By: Nigel Bankes and Robert Hamilton
Case commented on: Reference re An Act respecting First Nations, Inuit and Métis children, youth and families, 2024 SCC 5 (CanLII).
PDF Version: What Did the Court Mean When It Said that UNDRIP “has been incorporated into the country’s positive law”? Appellate Guidance or Rhetorical Flourish?
In its recent reference opinion on the validity of an Act respecting First Nations, Inuit and Métis children, youth and families, SC 2019, c 24 (the FNIM Act), the Supreme Court went out of its way to comment on the legal significance of the United Nations Declaration on the Rights of Indigenous Peoples Act, SC 2021, c 14 (the federal UNDRIP Act).

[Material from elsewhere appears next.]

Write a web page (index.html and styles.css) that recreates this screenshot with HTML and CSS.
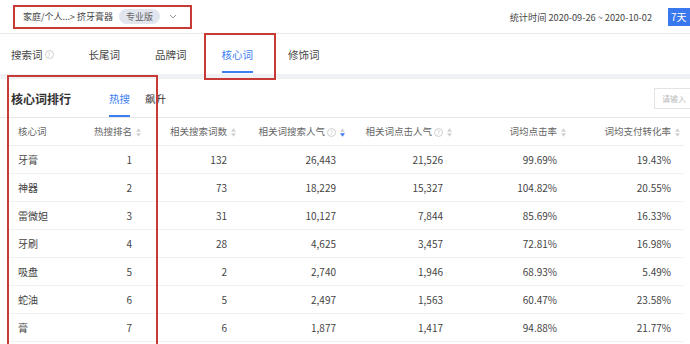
FILE: index.html
```html
<!DOCTYPE html>
<html lang="zh-CN">
<head>
    <meta charset="UTF-8">
    <title>核心词排行</title>
    <link rel="stylesheet" href="styles.css">
</head>
<body>
    <div class="topbar">
        <div class="crumb">
            <span class="crumb-text">家庭/个人...&gt; 挤牙膏器</span>
            <span class="pill">专业版</span>
            <svg class="chev" width="8" height="5" viewBox="0 0 8 5"><path d="M1 1l3 3 3-3" fill="none" stroke="#999" stroke-width="1"/></svg>
        </div>
        <div class="stat">统计时间 2020-09-26 ~ 2020-10-02</div>
        <div class="range">7天</div>
    </div>

    <div class="tabs">
        <div class="tab">搜索词<span class="help">?</span></div>
        <div class="tab">长尾词</div>
        <div class="tab">品牌词</div>
        <div class="tab active">核心词</div>
        <div class="tab">修饰词</div>
    </div>

    <div class="page">
        <div class="card">
            <div class="card-head">
                <div class="title">核心词排行</div>
                <div class="subtabs">
                    <span class="sub on">热搜</span>
                    <span class="sub">飙升</span>
                </div>
                <div class="search">请输入</div>
            </div>
            <table class="rank">
                <colgroup>
                    <col class="c1"><col class="c2"><col class="c3"><col class="c4"><col class="c5"><col class="c6"><col class="c7">
                </colgroup>
                <thead>
                    <tr>
                        <th>核心词</th>
                        <th>热搜排名<svg class="sort" viewBox="0 0 6 10"><path d="M3 0L6 4H0z"/><path d="M3 10L0 6h6z"/></svg></th>
                        <th>相关搜索词数<svg class="sort" viewBox="0 0 6 10"><path d="M3 0L6 4H0z"/><path d="M3 10L0 6h6z"/></svg></th>
                        <th>相关词搜索人气<span class="help">?</span><svg class="sort" viewBox="0 0 6 10"><path d="M3 0L6 4H0z"/><path class="on" d="M3 10L0 6h6z"/></svg></th>
                        <th>相关词点击人气<span class="help">?</span><svg class="sort" viewBox="0 0 6 10"><path d="M3 0L6 4H0z"/><path d="M3 10L0 6h6z"/></svg></th>
                        <th>词均点击率<svg class="sort" viewBox="0 0 6 10"><path d="M3 0L6 4H0z"/><path d="M3 10L0 6h6z"/></svg></th>
                        <th>词均支付转化率<svg class="sort" viewBox="0 0 6 10"><path d="M3 0L6 4H0z"/><path d="M3 10L0 6h6z"/></svg></th>
                    </tr>
                </thead>
                <tbody>
                    <tr><td>牙膏</td><td>1</td><td>132</td><td>26,443</td><td>21,526</td><td>99.69%</td><td>19.43%</td></tr>
                    <tr><td>神器</td><td>2</td><td>73</td><td>18,229</td><td>15,327</td><td>104.82%</td><td>20.55%</td></tr>
                    <tr><td>雷微妲</td><td>3</td><td>31</td><td>10,127</td><td>7,844</td><td>85.69%</td><td>16.33%</td></tr>
                    <tr><td>牙刷</td><td>4</td><td>28</td><td>4,625</td><td>3,457</td><td>72.81%</td><td>16.98%</td></tr>
                    <tr><td>吸盘</td><td>5</td><td>2</td><td>2,740</td><td>1,946</td><td>68.93%</td><td>5.49%</td></tr>
                    <tr><td>蛇油</td><td>6</td><td>5</td><td>2,497</td><td>1,563</td><td>60.47%</td><td>23.58%</td></tr>
                    <tr><td>膏</td><td>7</td><td>6</td><td>1,877</td><td>1,417</td><td>94.88%</td><td>21.77%</td></tr>
                </tbody>
            </table>
        </div>
    </div>

    <!-- annotation boxes drawn over the screenshot -->
    <div class="mark mark-tab"></div>
    <div class="mark mark-col"></div>
</body>
</html>
```

FILE: styles.css
```css
* {
    box-sizing: border-box;
    margin: 0;
    padding: 0;
}
body {
    position: relative;
    width: 690px;
    height: 344px;
    overflow: hidden;
    background: #fff;
    color: #333;
    font-family: "Liberation Sans Narrow", "Noto Sans CJK SC", sans-serif;
    font-size: 10px;
}

/* top bar */
.topbar {
    height: 34px;
    display: flex;
    align-items: center;
    padding-left: 13px;
    border-bottom: 1px solid #e9e9e9;
}
.crumb {
    flex-shrink: 0;
    width: 179px;
    height: 24px;
    display: flex;
    align-items: center;
    padding-left: 8px;
    border: 2px solid #c83a36;
    white-space: nowrap;
}
.crumb-text {
    font-size: 9px;
    color: #444;
}
.pill {
    flex-shrink: 0;
    margin-left: 6px;
    height: 15px;
    line-height: 15px;
    padding: 0 7px;
    border-radius: 8px;
    background: #e0e5ee;
    color: #666;
    font-size: 9px;
}
.chev {
    margin-left: 9px;
}
.stat {
    margin-left: auto;
    color: #444;
    font-size: 9.2px;
    white-space: nowrap;
}
.range {
    flex-shrink: 0;
    margin-left: 16px;
    width: 22px;
    height: 18px;
    line-height: 18px;
    padding-left: 3px;
    background: #3a78ee;
    color: #fff;
}

/* tabs */
.tabs {
    height: 40px;
    display: flex;
    gap: 35px;
    padding-left: 11px;
}
.tab {
    position: relative;
    display: flex;
    align-items: center;
    font-size: 10.5px;
    color: #444;
}
.tab.active {
    color: #3d7ef2;
}
.tab.active::after {
    content: "";
    position: absolute;
    left: 0;
    right: 0;
    bottom: 1px;
    height: 2px;
    background: #3d7ef2;
}
.help {
    display: inline-block;
    width: 9px;
    height: 9px;
    margin-left: 2px;
    border: 1px solid #cfcfcf;
    border-radius: 50%;
    font-size: 6px;
    line-height: 7px;
    text-align: center;
    color: #c0c0c0;
    vertical-align: middle;
}

/* card */
.page {
    padding-top: 5px;
    background: #eff1f4;
}
.card {
    background: #fff;
    height: 265px;
}
.card-head {
    height: 39px;
    display: flex;
    align-items: stretch;
    padding-left: 11px;
    border-bottom: 1px solid #e8e8e8;
}
.title {
    display: flex;
    align-items: center;
    font-size: 12px;
    font-weight: bold;
    color: #333;
}
.subtabs {
    display: flex;
    gap: 15px;
    margin-left: 38px;
}
.sub {
    position: relative;
    display: flex;
    align-items: center;
    font-size: 10.5px;
}
.sub.on {
    color: #3d7ef2;
}
.sub.on::after {
    content: "";
    position: absolute;
    left: 0;
    right: 0;
    bottom: 0;
    height: 2px;
    background: #3d7ef2;
}
.search {
    align-self: center;
    margin-left: auto;
    width: 36px;
    height: 21px;
    line-height: 19px;
    padding-left: 7px;
    border: 1px solid #e3e3e3;
    border-right: none;
    font-size: 8px;
    color: #bbb;
    white-space: nowrap;
}

/* table */
.rank {
    margin-left: 6px;
    width: 678px;
    table-layout: fixed;
    border-collapse: collapse;
}
.c1 { width: 60px; }
.c2 { width: 79px; }
.c3 { width: 95px; }
.c4 { width: 109px; }
.c5 { width: 107px; }
.c6 { width: 114px; }
.c7 { width: 114px; }
.rank th {
    height: 27px;
    padding-right: 4px;
    text-align: right;
    font-size: 9.5px;
    font-weight: normal;
    color: #666;
    white-space: nowrap;
    border-bottom: 1px solid #eee;
}
.rank td {
    height: 28px;
    padding-right: 13px;
    text-align: right;
    color: #444;
    border-bottom: 1px solid #f1f1f1;
}
.rank th:first-child,
.rank td:first-child {
    padding-left: 12px;
    text-align: left;
}
.sort {
    width: 5px;
    height: 9px;
    margin-left: 4px;
    vertical-align: middle;
    fill: #d0d0d0;
}
.sort .on {
    fill: #3d7ef2;
}

/* red annotation frames */
.mark {
    position: absolute;
    border: 2px solid #c83a36;
}
.mark-tab {
    left: 204px;
    top: 33px;
    width: 72px;
    height: 47px;
}
.mark-col {
    left: 7px;
    top: 75px;
    width: 151px;
    height: 280px;
}
```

The Court did so notwithstanding that legal questions relating to the federal UNDRIP Act were not directly before it, and notwithstanding its own observations in the Reference to the effect that “[t]he task that falls to the Court in the context of a reference invites caution …” (at para 111). That it chose to comment at such length is even more remarkable when one reflects on how reticent the Court seems to have been to comment on the United Nations Declaration on the Rights of Indigenous Peoples (UNDRIP or Declaration), or international human rights law more generally, in other cases over the last two decades dealing with Indigenous rights.